Once at Allerdale Hall, the reminders that there is a story at stake continue apace. For example, upon stepping into the Hall for the very first time, Thomas asks his new wife if the place looks ‘the part’. With its sinking floor, tattered roof, and creaking skeleton, how can it not? Soon after, in an attempt to discover what has transpired sexually between her brother and Edith, Lucille attempts to shock by showing her an erotic fore-edge illustration on a book in the library. They sit surrounded by piles of books as the new bride confirms her husband has been ‘very respectful of her mourning’. It is also not for nothing that Edith makes real contact with a ghost in the house for the first time after her first physically passionate encounter with Thomas – a moment that is played out, and abruptly ended, on a writing desk. As her naivety diminishes, she truly begins to make progress with her story.

My favourite moment, however, comes when Lucille, having been discovered in flagrante with her brother and having literally forced matters to a head, stands calmly in front of the fire reading Edith’s manuscript. ‘You thought you were a writer’, Lucille observes disparagingly. ‘You have nothing to live for now,’ she says, as Edith prevaricates over signing the papers that are essentially her death warrant, and then throws the entire manuscript into the fire. It is in that moment that Edith fully realises her power as a writer and takes control of the situation. Her story is internalised, it is powerful, and it is hers. As Lucille herself is finally able to speak her truth, to assert her narrative, explaining about her baby and the ‘monstrous love’ she bears her brother, Edith formulates a plan; she has already palmed the pen, the very tool of writing, and sees what must be done. And do it she does. Right in Lucille’s chest.
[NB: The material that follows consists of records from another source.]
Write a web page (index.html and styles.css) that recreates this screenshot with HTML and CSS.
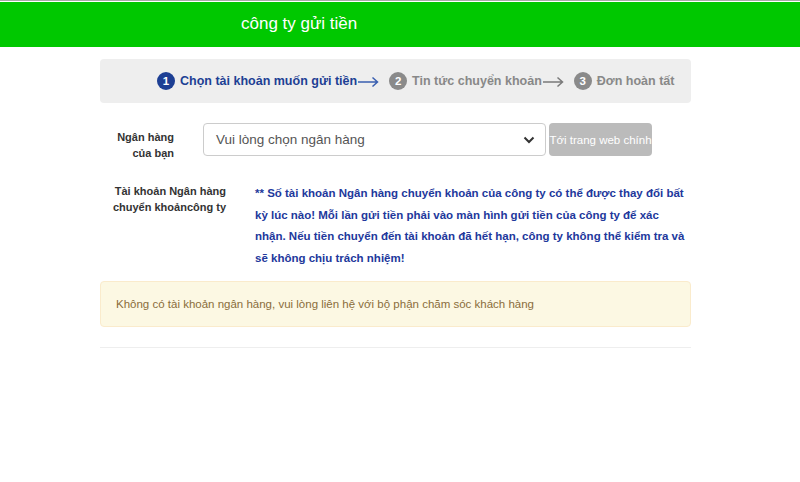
FILE: index.html
```html
<!DOCTYPE html>
<html lang="vi">
<head>
<meta charset="utf-8">
<title>công ty gửi tiền</title>
<link rel="stylesheet" href="styles.css">
</head>
<body>
<div class="topline"></div>
<header class="header">
  <h1 class="title">công ty gửi tiền</h1>
</header>
<main class="container">
  <div class="steps">
    <div class="step active"><span class="num">1</span><span class="label">Chọn tài khoản muốn gửi tiền</span>
      <svg class="arrow" width="21" height="12" viewBox="0 0 21 12"><path d="M0 6H19.5M14.5 1.5L19.5 6L14.5 10.5" fill="none" stroke="currentColor" stroke-width="1.5"/></svg></div>
    <div class="step"><span class="num">2</span><span class="label">Tin tức chuyển khoản</span>
      <svg class="arrow" width="21" height="12" viewBox="0 0 21 12"><path d="M0 6H19.5M14.5 1.5L19.5 6L14.5 10.5" fill="none" stroke="currentColor" stroke-width="1.5"/></svg></div>
    <div class="step"><span class="num">3</span><span class="label">Đơn hoàn tất</span></div>
  </div>

  <div class="row row-bank">
    <label class="lbl lbl-bank">Ngân hàng<br>của bạn</label>
    <div class="select">
      <span>Vui lòng chọn ngân hàng</span>
      <svg class="chev" width="12" height="8" viewBox="0 0 12 8"><path d="M1.5 1.5L6 6L10.5 1.5" fill="none" stroke="#333" stroke-width="2"/></svg>
    </div>
    <button class="btn">Tới trang web chính</button>
  </div>

  <div class="row row-acc">
    <div class="lbl lbl-acc">Tài khoản Ngân hàng<br>chuyển khoảncông ty</div>
    <p class="notice">** Số tài khoản Ngân hàng chuyển khoản của công ty có thể được thay đổi bất kỳ lúc nào! Mỗi lần gửi tiền phải vào màn hình gửi tiền của công ty để xác nhận. Nếu tiền chuyển đến tài khoản đã hết hạn, công ty không thể kiểm tra và sẽ không chịu trách nhiệm!</p>
  </div>

  <div class="alert">Không có tài khoản ngân hàng, vui lòng liên hệ với bộ phận chăm sóc khách hàng</div>
  <hr class="sep">
</main>
</body>
</html>
```
FILE: styles.css
```css
* { box-sizing: border-box; }
html, body { margin: 0; padding: 0; background: #fff; }
body { font-family: "Liberation Sans", Arial, sans-serif; color: #333; }

.topline { height: 2px; border-top: 1px solid #a9a9a9; background: #fff; }
.header { background: #00c800; height: 45px; display: flex; align-items: center; }
.title { margin: 0 0 0 241px; font-size: 17px; font-weight: normal; color: #fff; line-height: 1; padding-bottom: 2px; }

.container { width: 591px; margin: 12px 0 0 100px; }

.steps { background: #eeeeee; border-radius: 4px; height: 44px; display: flex; align-items: center; padding-left: 57px; white-space: nowrap; }
.step { display: flex; align-items: center; color: #888; font-size: 12.5px; font-weight: bold; }
.step .num { width: 18px; height: 18px; border-radius: 50%; background: #8a8a8a; color: #fff; font-size: 11.5px; display: flex; align-items: center; justify-content: center; margin-right: 5px; flex: none; }
.step.active { color: #1d3f94; }
.step.active .num { background: #1d3f94; }
.step .arrow { margin: 1px 10px 0 1px; color: #7a7a7a; flex: none; }
.step.active .arrow { color: #3a5fb0; }

.row { display: flex; }
.row-bank { margin-top: 20px; align-items: flex-start; }
.lbl { font-size: 11px; font-weight: bold; color: #333; text-align: right; line-height: 16px; white-space: nowrap; }
.lbl-bank { width: 74px; padding-top: 6px; }
.select { margin-left: 29px; width: 343px; height: 33px; border: 1px solid #ccc; border-radius: 4px; display: flex; align-items: center; justify-content: space-between; padding: 0 10px 0 12px; font-size: 13.5px; color: #555; }
.chev { margin-top: 1px; }
.btn { margin-left: 3px; width: 103px; height: 33px; border: 0; border-radius: 4px; background: #bbbbbb; color: #fff; font-family: "Liberation Sans", Arial, sans-serif; font-size: 11.5px; padding: 0; white-space: nowrap; overflow: hidden; }

.row-acc { margin-top: 22px; }
.lbl-acc { width: 126px; padding-top: 0; }
.notice { margin: 0 0 0 29px; width: 434px; font-size: 11.5px; font-weight: bold; color: #22389c; line-height: 21.5px; }

.alert { margin-top: 12px; height: 46px; background: #fcf8e3; border: 1px solid #faebcc; border-radius: 4px; color: #8a6d3b; font-size: 11.5px; display: flex; align-items: center; padding-left: 15px; }
.sep { margin: 20px 0 0; border: 0; border-top: 1px solid #eee; }
```
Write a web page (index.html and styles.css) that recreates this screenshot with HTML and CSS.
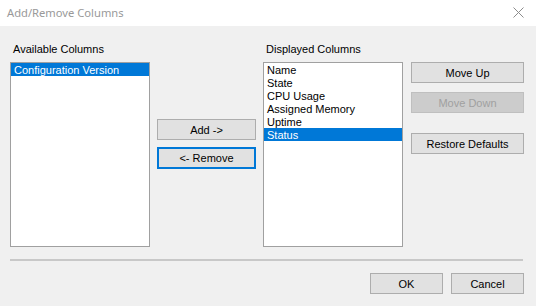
FILE: index.html
```html
<!DOCTYPE html>
<html lang="en">
<head>
    <meta charset="UTF-8">
    <meta name="viewport" content="width=device-width, initial-scale=1.0">
    <title>Add/Remove Columns</title>
    <link rel="stylesheet" href="styles.css">
</head>
<body>
    <div class="dialog">
        <div class="titlebar">
            <span class="title">Add/Remove Columns</span>
            <svg class="close" width="11" height="11" viewBox="0 0 11 11">
                <path d="M0.5 0.5 L10.5 10.5 M10.5 0.5 L0.5 10.5" stroke="#8c8c8c" stroke-width="1" fill="none"/>
            </svg>
        </div>
        <div class="client">
            <div class="columns">
                <div class="group">
                    <div class="label">Available Columns</div>
                    <ul class="listbox">
                        <li class="selected">Configuration Version</li>
                    </ul>
                </div>
                <div class="mid">
                    <button class="btn">Add -&gt;</button>
                    <button class="btn focused">&lt;- Remove</button>
                </div>
                <div class="group">
                    <div class="label">Displayed Columns</div>
                    <ul class="listbox">
                        <li>Name</li>
                        <li>State</li>
                        <li>CPU Usage</li>
                        <li>Assigned Memory</li>
                        <li>Uptime</li>
                        <li class="selected">Status</li>
                    </ul>
                </div>
                <div class="side">
                    <button class="btn">Move Up</button>
                    <button class="btn" disabled>Move Down</button>
                    <button class="btn restore">Restore Defaults</button>
                </div>
            </div>
            <div class="separator"></div>
            <div class="footer">
                <button class="btn wide">OK</button>
                <button class="btn wide">Cancel</button>
            </div>
        </div>
    </div>
</body>
</html>
```

FILE: styles.css
```css
body {
    margin: 0;
    padding: 0;
    background: #f0f0f0;
    font-family: "Liberation Sans", Arial, sans-serif;
    font-size: 11px;
    color: #000;
}
.dialog {
    width: 536px;
    height: 306px;
    overflow: hidden;
}
.titlebar {
    height: 26px;
    background: #fff;
    display: flex;
    align-items: center;
    justify-content: space-between;
    padding: 0 12px 0 7px;
}
.title {
    font-family: "Noto Sans", "Open Sans", sans-serif;
    font-size: 11.2px;
    color: #999;
    margin-top: -1px;
}
.close {
    display: block;
    margin-top: -1px;
}
.client {
    height: 280px;
    box-sizing: border-box;
    padding: 17px 12px 0 10px;
}
.columns {
    display: flex;
}
.group {
    width: 140px;
    display: flex;
    flex-direction: column;
}
.label {
    height: 13px;
    line-height: 13px;
    padding-left: 3px;
    margin-bottom: 6px;
}
.listbox {
    list-style: none;
    margin: 0;
    padding: 0;
    height: 185px;
    box-sizing: border-box;
    background: #fff;
    border: 1px solid #a0a0a0;
}
.listbox li {
    height: 13px;
    line-height: 14px;
    padding-left: 3px;
    white-space: nowrap;
}
.listbox li.selected {
    background: #0078d7;
    color: #fff;
}
.mid {
    width: 99px;
    margin: 0 7px;
    padding-top: 76px;
    display: flex;
    flex-direction: column;
    gap: 7px;
}
.side {
    width: 113px;
    margin-left: 8px;
    padding-top: 19px;
    display: flex;
    flex-direction: column;
    gap: 9px;
}
.btn {
    height: 21px;
    box-sizing: border-box;
    padding: 0;
    font-family: "Liberation Sans", Arial, sans-serif;
    font-size: 11px;
    color: #000;
    background: #e1e1e1;
    border: 1px solid #adadad;
    border-radius: 0;
}
.btn.focused {
    height: 22px;
    border: 2px solid #0078d7;
}
.btn:disabled {
    background: #cccccc;
    border-color: #bfbfbf;
    color: #a0a0a0;
}
.btn.restore {
    margin-top: 11px;
}
.separator {
    height: 2px;
    background: #c8c8c8;
    margin-top: 12px;
    margin-right: 1px;
}
.footer {
    display: flex;
    justify-content: flex-end;
    gap: 8px;
    margin-top: 12px;
}
.btn.wide {
    width: 73px;
}
```
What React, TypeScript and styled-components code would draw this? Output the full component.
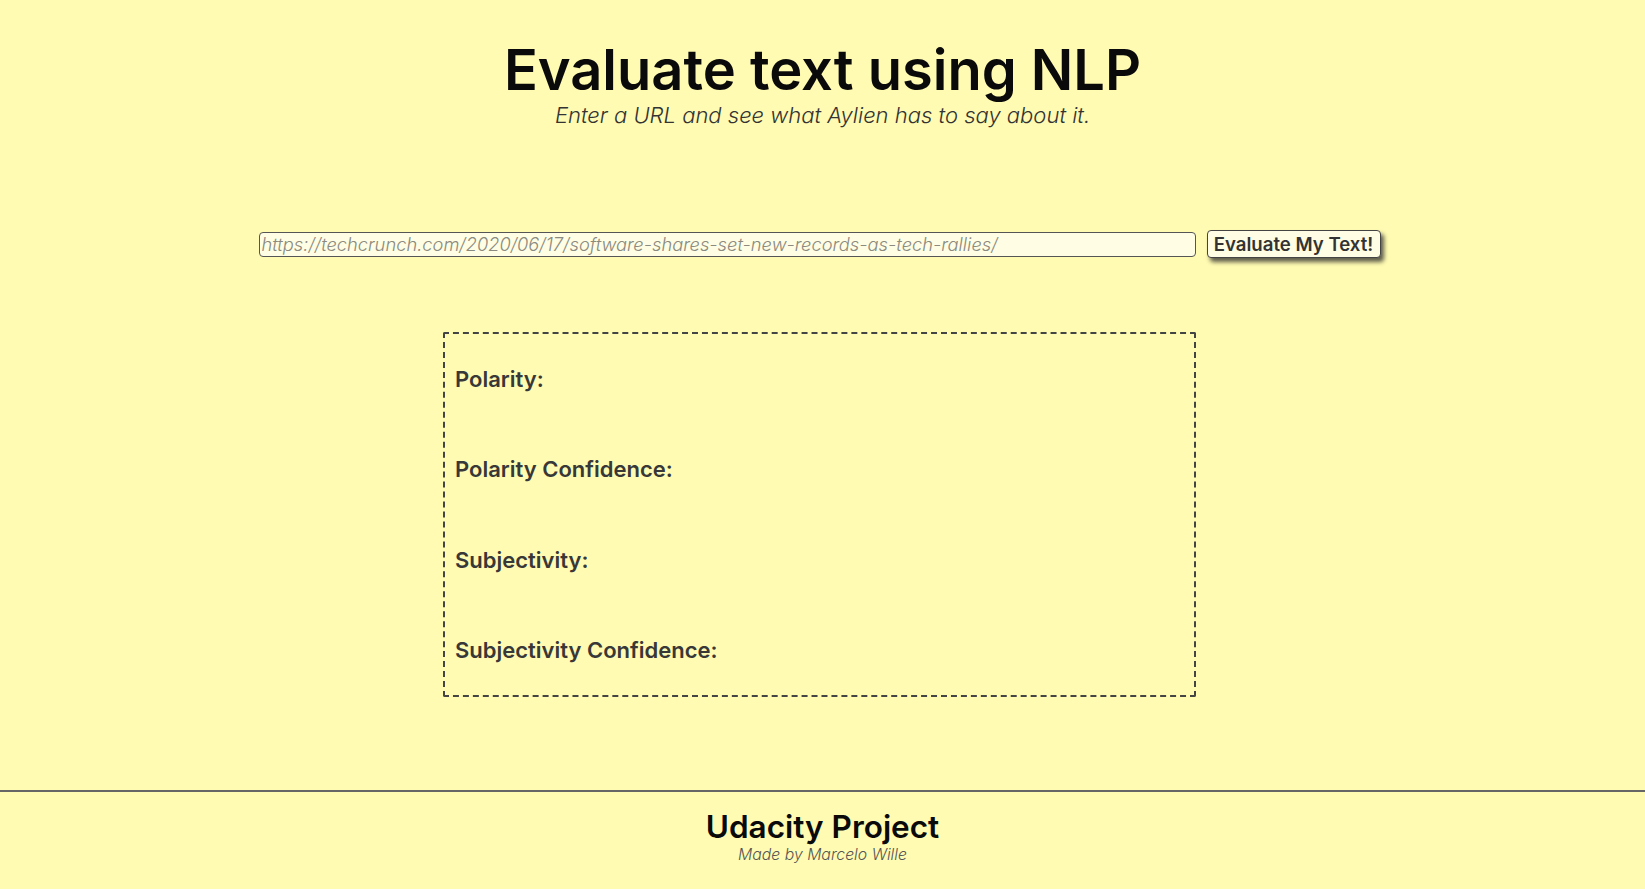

All along, Lucille’s has been the main rival to Edith’s narrative. In the end, however, Edith has the better story and, moreover, she has imagination whereas Lucille, worn down by abuse as a child and desperation as an adult, is simply mad (the madwoman in the attic is a very gothic trope indeed). Make no mistake, our heroine wants romance but in an older sense of the word; in the sense of tall tales and faraway lands, and of tales in her own language and not that of the society that has never taken her seriously. She is dismissed by Mrs McMichaels as being set for spinsterhood and Ogilvy, the editor she shows her work to, focuses on its presentation rather than the story itself. She has yearned for opportunities to shape her work and when she crosses the path of a woman who has lived a life full of such opportunities, with Lucille, finally she can really get her teeth into it. Opportunity plus Imagination equals Victory, and so her narrative prevails.

The movie pretty much begins and ends with the close up of our heroine’s wounded, tearful, exhausted face. If you pay attention, you can see she begins to smile. As we listen to Edith’s monologue, which is, not incidentally, suggestive of someone composing the opening paragraph of a novel, we know she finally has what she has always wanted She has her story.